Check the listing below line by line and report how many lines hold "table", with no other words.

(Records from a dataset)
************
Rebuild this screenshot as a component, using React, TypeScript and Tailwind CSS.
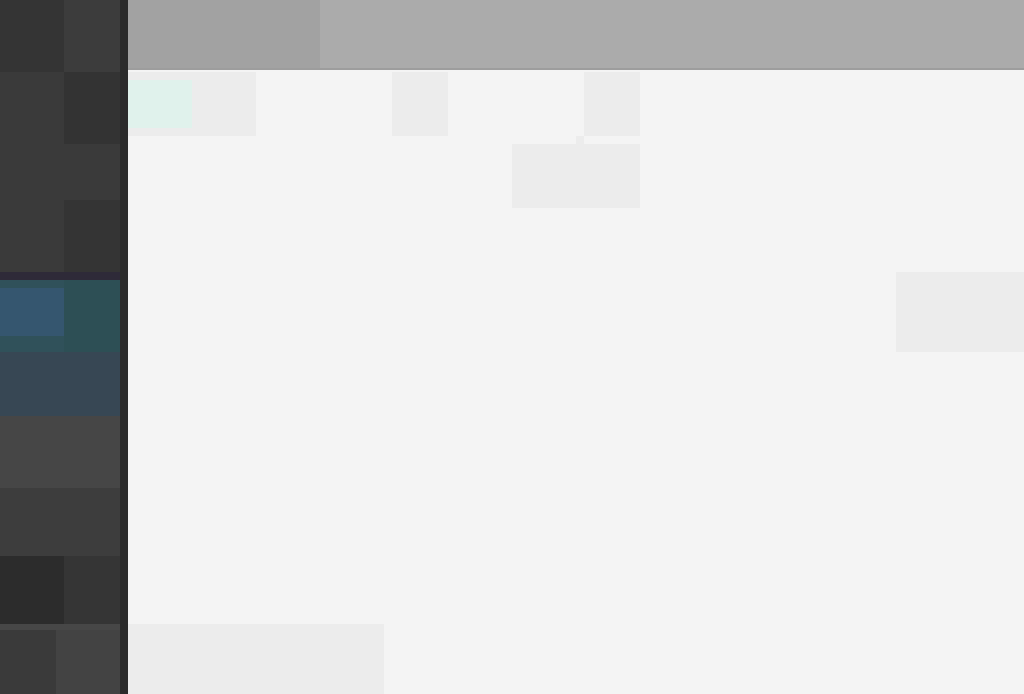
const sidebarRows: { h: string; left: string; right: string }[] = [
  { h: "h-[72px]", left: "bg-[#343434]", right: "bg-[#3c3c3c]" },
  { h: "h-[72px]", left: "bg-[#3a3a3a]", right: "bg-[#333333]" },
  { h: "h-[56px]", left: "bg-[#3a3a3a]", right: "bg-[#3a3a3a]" },
  { h: "h-[72px]", left: "bg-[#3a3a3a]", right: "bg-[#343434]" },
];

export default function App() {
  return (
    <div className="flex h-[694px] w-[1024px] overflow-hidden bg-[#f4f4f4] font-['Liberation_Sans',sans-serif]">
      {/* sidebar */}
      <aside className="flex w-[120px] flex-col bg-[#3a3a3a]">
        {sidebarRows.map((r, i) => (
          <div key={i} className={`flex ${r.h}`}>
            <div className={`w-16 ${r.left}`} />
            <div className={`flex-1 ${r.right}`} />
          </div>
        ))}
        <div className="h-[8px] bg-[#2e2a38]" />
        <div className="flex h-[72px] bg-[#2d4f55]">
          <div className="w-16 bg-[#30515a] pt-2 pb-4">
            <div className="h-full bg-[#35566f]" />
          </div>
        </div>
        <div className="h-[64px] bg-[#374754]" />
        <div className="h-[72px] bg-[#464646]" />
        <div className="h-[68px] bg-[#3d3d3d]" />
        <div className="flex h-[68px]">
          <div className="w-16 bg-[#2c2c2c]" />
          <div className="flex-1 bg-[#353535]" />
        </div>
        <div className="flex flex-1 flex-col">
          <div className="h-[6px] bg-[#474747]" />
          <div className="flex flex-1">
            <div className="w-14 bg-[#3a3a3a]" />
            <div className="flex-1 bg-[#434343]" />
          </div>
        </div>
      </aside>
      <div className="w-2 bg-[#2b2b2b]" />

      {/* main */}
      <main className="flex flex-1 flex-col">
        <header className="flex h-[70px] border-b-2 border-[#9d9d9d]">
          <div className="w-[192px] bg-[#a2a2a2]" />
          <div className="flex-1 bg-[#ababab]" />
        </header>
        <div className="flex flex-1 flex-col bg-[#f4f4f4]">
          <div className="mt-[2px] flex items-start">
            <div className="h-16 w-32 bg-[#ececec] pt-2">
              <div className="h-12 w-16 bg-[#e0f2ec]" />
            </div>
            <div className="ml-[136px] h-16 w-14 bg-[#ececec]" />
            <div className="ml-16 flex w-32 flex-col items-end">
              <div className="h-16 w-14 bg-[#ececec]" />
              <div className="mr-14 h-2 w-2 self-end bg-[#ececec]" />
              <div className="h-16 w-32 bg-[#ececec]" />
            </div>
          </div>
          <div className="ml-[768px] mt-16 h-20 w-32 bg-[#ececec]" />
          <div className="mt-auto h-[70px] w-64 bg-[#ececec]" />
        </div>
      </main>
    </div>
  );
}
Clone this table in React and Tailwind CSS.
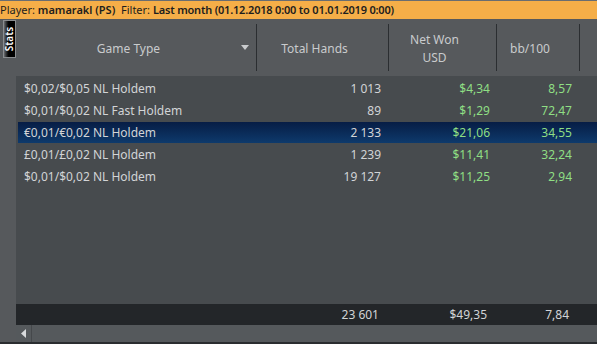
const rows = [
  { game: "$0,02/$0,05 NL Holdem", hands: "1 013", won: "$4,34", bb: "8,57" },
  { game: "$0,01/$0,02 NL Fast Holdem", hands: "89", won: "$1,29", bb: "72,47" },
  { game: "€0,01/€0,02 NL Holdem", hands: "2 133", won: "$21,06", bb: "34,55", selected: true },
  { game: "£0,01/£0,02 NL Holdem", hands: "1 239", won: "$11,41", bb: "32,24" },
  { game: "$0,01/$0,02 NL Holdem", hands: "19 127", won: "$11,25", bb: "2,94" },
];

const Sep = () => <div className="w-px self-stretch my-[5px] bg-[#2b2e31]" />;

export default function App() {
  return (
    <div
      className="w-[597px] h-[344px] overflow-hidden flex flex-col bg-[#56595c] text-[12px] text-[#d2d4d6]"
      style={{ fontFamily: '"Noto Sans", "Open Sans", sans-serif' }}
    >
      <div className="h-px bg-[#6a6d70]" />
      <div className="h-[18px] bg-[#f5ae48] text-[#1d1d1d] text-[11px] leading-[18px] flex whitespace-nowrap">
        <div className="w-[121px]">
          Player: <span className="font-semibold">mamarakl (PS)</span>
        </div>
        <div>
          Filter:{" "}
          <span className="font-semibold tracking-[-0.2px]">Last month (01.12.2018 0:00 to 01.01.2019 0:00)</span>
        </div>
      </div>
      <div className="flex flex-1 min-h-0">
        <div className="w-4 shrink-0 relative">
          <div className="absolute left-[3px] top-px w-[13px] h-[38px] border border-[#8a8d90] bg-gradient-to-r from-[#6a6d70] via-black to-black flex items-center justify-center">
            <span className="block -rotate-90 text-white text-[10px] font-semibold leading-none">Stats</span>
          </div>
        </div>
        <div className="flex-1 flex flex-col min-w-0">
          <div className="h-[57px] flex text-[#c9cbcd] text-[12px]">
            <div className="w-[240px] flex items-center justify-center pt-[3px] pr-[15px] relative">
              <span>Game Type</span>
              <svg className="absolute right-[7px] top-[26px]" width="8" height="5" viewBox="0 0 8 5">
                <path d="M0 0h8L4 5z" fill="#c9cbcd" />
              </svg>
            </div>
            <Sep />
            <div className="w-[131px] flex items-center justify-center pt-[3px] pr-[16px]">Total Hands</div>
            <Sep />
            <div className="w-[107px] flex flex-col items-center justify-center pt-[3px] pr-[16px] leading-[18px]">
              <span>Net Won</span>
              <span>USD</span>
            </div>
            <Sep />
            <div className="w-[82px] flex items-center justify-center pt-[3px] pr-[16px]">bb/100</div>
            <Sep />
          </div>
          <div className="flex-1 bg-[#474b4e] pt-px">
            {rows.map((r) => (
              <div
                key={r.game}
                className={`h-[21px] my-px flex items-center ${
                  r.selected ? "bg-gradient-to-b from-[#071d45] to-[#0e3a6c] ml-[2px] pl-[6px]" : "pl-2"
                }`}
              >
                <div className="w-[233px] whitespace-nowrap">{r.game}</div>
                <div className="w-[132px] text-right pr-2">{r.hands}</div>
                <div className="w-[108px] text-right pr-[7px] text-[#8fdf84]">{r.won}</div>
                <div className="w-[83px] text-right pr-2 text-[#8fdf84]">{r.bb}</div>
              </div>
            ))}
          </div>
          <div className="h-[21px] bg-[#232629] flex items-center text-[#d2d4d6]">
            <div className="w-[241px]" />
            <div className="w-[132px] text-right pr-[10px]">23 601</div>
            <div className="w-[108px] text-right pr-[10px]">$49,35</div>
            <div className="w-[83px] text-right pr-[11px]">7,84</div>
          </div>
          <div className="h-[17px] bg-[#55595c] flex items-center">
            <div className="w-4 h-full flex items-center justify-center border-r border-[#45484b]">
              <svg width="5" height="9" viewBox="0 0 5 9">
                <path d="M5 0v9L0 4.5z" fill="#d8dadc" />
              </svg>
            </div>
          </div>
        </div>
      </div>
      <div className="h-[2px] bg-[#2a2d30]" />
    </div>
  );
}
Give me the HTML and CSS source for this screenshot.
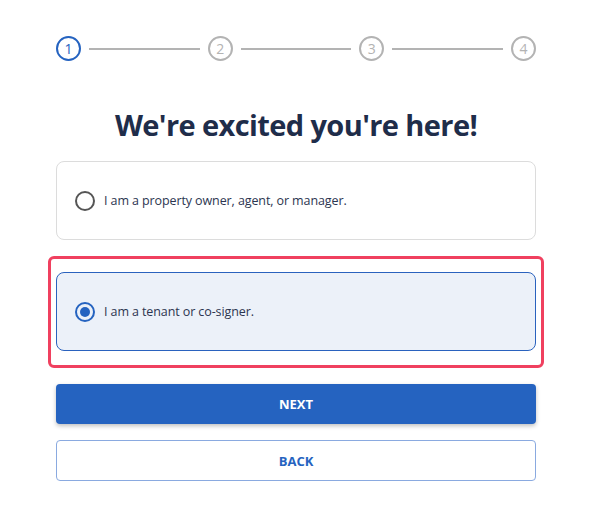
FILE: index.html
```html
<!DOCTYPE html>
<html lang="en">
<head>
    <meta charset="UTF-8">
    <meta name="viewport" content="width=device-width, initial-scale=1.0">
    <title>Welcome | Sign Up</title>
    <link rel="stylesheet" href="styles.css">
</head>
<body>

<div class="page">
    <div class="stepper">
        <span class="step active">1</span>
        <span class="line"></span>
        <span class="step">2</span>
        <span class="line"></span>
        <span class="step">3</span>
        <span class="line"></span>
        <span class="step">4</span>
    </div>

    <h1>We're excited you're here!</h1>

    <label class="option">
        <input type="radio" name="role" value="owner">
        <span class="radio"></span>
        I am a property owner, agent, or manager.
    </label>

    <div class="highlight">
        <label class="option selected">
            <input type="radio" name="role" value="tenant" checked>
            <span class="radio"></span>
            I am a tenant or co-signer.
        </label>
    </div>

    <button class="btn btn-primary">NEXT</button>
    <button class="btn btn-outline">BACK</button>
</div>

</body>
</html>
```

FILE: styles.css
```css
* {
    margin: 0;
    padding: 0;
    box-sizing: border-box;
}

body {
    font-family: 'Open Sans', 'Noto Sans', Arial, sans-serif;
    background: #fff;
    color: #1f2d4a;
}

.page {
    width: 480px;
    margin-left: 56px;
    padding-top: 36px;
}

/* Stepper */
.stepper {
    display: flex;
    align-items: center;
    height: 25px;
}

.step {
    width: 25px;
    height: 25px;
    flex: none;
    border: 2px solid #b3b3b3;
    border-radius: 50%;
    color: #b3b3b3;
    font-size: 14px;
    display: flex;
    align-items: center;
    justify-content: center;
}

.step.active {
    border-color: #2563c0;
    color: #2563c0;
}

.line {
    flex: 1;
    height: 2px;
    background: #b3b3b3;
    margin: 0 8px;
}

h1 {
    text-align: center;
    font-size: 29px;
    font-weight: 700;
    color: #1f2d4a;
    letter-spacing: -0.6px;
    margin-top: 44px;
    margin-bottom: 16px;
    line-height: 40px;
}

/* Options */
.option {
    display: flex;
    align-items: center;
    height: 79px;
    padding-left: 18px;
    border: 1px solid #dcdcdc;
    border-radius: 8px;
    font-size: 12.5px;
    letter-spacing: -0.1px;
    color: #2c3550;
    cursor: pointer;
}

.option input {
    display: none;
}

.radio {
    width: 20px;
    height: 20px;
    border: 2px solid #555;
    border-radius: 50%;
    margin-right: 9px;
    display: flex;
    align-items: center;
    justify-content: center;
}

.option.selected {
    background: #ecf1f9;
    border-color: #2a62be;
}

.option.selected .radio {
    border-color: #2563c0;
}

.option.selected .radio::after {
    content: '';
    width: 10px;
    height: 10px;
    border-radius: 50%;
    background: #2563c0;
}

.highlight {
    margin: 16px -8px 16px -8px;
    padding: 13px 5px 14px 5px;
    border: 3px solid #f0405f;
    border-radius: 6px;
}

/* Buttons */
.btn {
    display: block;
    width: 100%;
    height: 40px;
    border-radius: 4px;
    font-family: inherit;
    font-size: 13px;
    font-weight: 700;
    cursor: pointer;
}

.btn-primary {
    background: #2563c0;
    color: #fff;
    border: none;
    box-shadow: 0 2px 4px rgba(0, 0, 0, 0.25);
}

.btn-outline {
    margin-top: 16px;
    height: 41px;
    background: #fff;
    color: #2563c0;
    border: 1px solid #8aaae0;
}
```
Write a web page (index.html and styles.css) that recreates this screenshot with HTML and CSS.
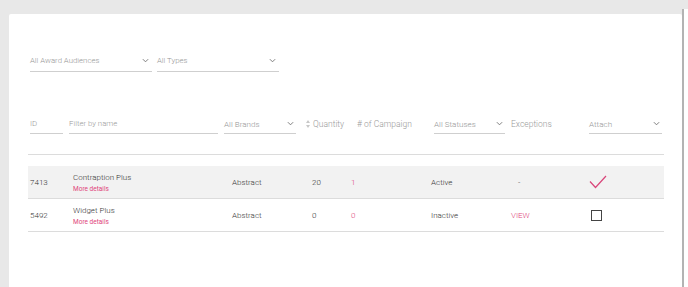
FILE: index.html
```html
<!DOCTYPE html>
<html lang="en">
<head>
    <meta charset="UTF-8">
    <title>Awards</title>
    <link rel="stylesheet" href="styles.css">
</head>
<body>
    <div class="card">
        <div class="top-filters">
            <div class="select wide">
                <span>All Award Audiences</span>
                <svg class="chev" viewBox="0 0 8 5"><path d="M1 1 L4 4 L7 1"/></svg>
            </div>
            <div class="select wide">
                <span>All Types</span>
                <svg class="chev" viewBox="0 0 8 5"><path d="M1 1 L4 4 L7 1"/></svg>
            </div>
        </div>

        <div class="table">
            <div class="head grid">
                <div class="h-id"><div class="field"><span>ID</span></div></div>
                <div class="h-name"><div class="field"><span>Filter by name</span></div></div>
                <div class="h-brand">
                    <div class="select">
                        <span>All Brands</span>
                        <svg class="chev" viewBox="0 0 8 5"><path d="M1 1 L4 4 L7 1"/></svg>
                    </div>
                </div>
                <div class="h-qty">
                    <svg class="sort" viewBox="0 0 4 8"><path d="M2 0 L4 3 L0 3 Z M2 8 L4 5 L0 5 Z"/></svg>
                    <span>Quantity</span>
                </div>
                <div class="h-camp"><span># of Campaign</span></div>
                <div class="h-status">
                    <div class="select">
                        <span>All Statuses</span>
                        <svg class="chev" viewBox="0 0 8 5"><path d="M1 1 L4 4 L7 1"/></svg>
                    </div>
                </div>
                <div class="h-exc"><span>Exceptions</span></div>
                <div class="h-attach">
                    <div class="select">
                        <span>Attach</span>
                        <svg class="chev" viewBox="0 0 8 5"><path d="M1 1 L4 4 L7 1"/></svg>
                    </div>
                </div>
            </div>

            <div class="rows">
                <div class="row grid selected">
                    <div class="c-id">7413</div>
                    <div class="c-name">
                        <div>Contraption Plus</div>
                        <a class="more">More details</a>
                    </div>
                    <div class="c-brand">Abstract</div>
                    <div class="c-qty">20</div>
                    <div class="c-camp pink">1</div>
                    <div class="c-status">Active</div>
                    <div class="c-exc dash">-</div>
                    <div class="c-attach">
                        <svg class="check" viewBox="0 0 18 14"><path d="M1 6.5 L6.5 12.5 L17 1"/></svg>
                    </div>
                </div>
                <div class="row grid">
                    <div class="c-id">5492</div>
                    <div class="c-name">
                        <div>Widget Plus</div>
                        <a class="more">More details</a>
                    </div>
                    <div class="c-brand">Abstract</div>
                    <div class="c-qty">0</div>
                    <div class="c-camp pink">0</div>
                    <div class="c-status">Inactive</div>
                    <div class="c-exc"><a class="view">VIEW</a></div>
                    <div class="c-attach"><span class="box"></span></div>
                </div>
            </div>
        </div>
    </div>
    <div class="strip"></div>
</body>
</html>
```

FILE: styles.css
```css
body {
    margin: 0;
    background: #e8e8e8;
    font-family: Roboto, "Liberation Sans", sans-serif;
    display: flex;
    height: 100vh;
    overflow: hidden;
    color: #4a4a4a;
}

.card {
    margin: 14px 0 0 9px;
    width: 673px;
    background: #fff;
    border-radius: 2px 2px 0 0;
    padding: 36px 0 0 19px;
    box-sizing: border-box;
}

.strip {
    margin-top: 9px;
    flex: 1;
    background: #fff;
    border-left: 2px solid #b3b3b3;
}

.top-filters {
    display: flex;
    gap: 5px;
    padding-left: 2px;
}

.select {
    display: flex;
    align-items: center;
    justify-content: space-between;
    height: 21px;
    border-bottom: 1px solid #cfcfcf;
    font-size: 7.8px;
    font-weight: 300;
    color: #959595;
    padding-right: 3px;
}

    .select.wide {
        width: 119px;
    }

.chev {
    width: 7px;
    height: 5px;
    fill: none;
    stroke: #7a7a7a;
    stroke-width: 1.1;
}

.table {
    width: 636px;
    margin-top: 42px;
}

.grid {
    display: grid;
    grid-template-columns: 38px 156px 78px 50px 80px 78px 78px 78px;
    align-items: center;
}

.head {
    height: 40px;
    border-bottom: 1px solid #dcdcdc;
    align-items: start;
    font-size: 8.5px;
    font-weight: 300;
    color: #9a9a9a;
}

    .head > div {
        height: 20px;
        display: flex;
        align-items: center;
    }

.field {
    height: 20px;
    width: 100%;
    display: flex;
    align-items: center;
    border-bottom: 1px solid #cfcfcf;
    box-sizing: border-box;
    font-size: 7.8px;
    color: #9a9a9a;
}

.h-id { padding: 0 3px 0 2px; }
.h-name { padding: 0 4px 0 3px; }
.h-brand { padding: 0 4px 0 2px; }
.h-qty { padding-left: 6px; gap: 3px; }
.h-camp { padding-left: 7px; }
.h-status { padding: 0 3px 0 4px; }
.h-exc { padding-left: 3px; }
.h-attach { padding: 0 2px 0 3px; }

.head .select {
    width: 100%;
    height: 20px;
    box-sizing: border-box;
    padding-right: 2px;
    font-size: 8.1px;
}

.sort {
    width: 4px;
    height: 8px;
    fill: #c8c8c8;
}

.rows {
    margin-top: 11px;
}

.row {
    height: 33px;
    box-sizing: border-box;
    border-bottom: 1px solid #dcdcdc;
    font-size: 8px;
    font-weight: 300;
    color: #333;
}

    .row.selected {
        background: #f2f2f2;
    }

.c-id { padding-left: 2px; }
.c-name { padding: 2px 0 0 7px; line-height: 11px; }
.c-brand { padding-left: 10px; }
.c-qty { padding-left: 12px; }
.c-camp { padding-left: 1px; }
.c-status { padding-left: 1px; }
.c-exc { padding-left: 3px; }
.dash { padding-left: 10px; }
.c-attach { padding-left: 3px; display: flex; }

.more {
    font-size: 6.5px;
    font-weight: 400;
    color: #e0457b;
}

.pink {
    color: #e0457b;
}

.view {
    color: #e0457b;
    font-size: 8px;
}

.check {
    width: 18px;
    height: 14px;
    fill: none;
    stroke: #d9467a;
    stroke-width: 1.2;
}

.box {
    width: 9px;
    height: 9px;
    margin-left: 2px;
    border: 1.5px solid #444;
}
```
************
◆ **SOLVED EXERCISE**
3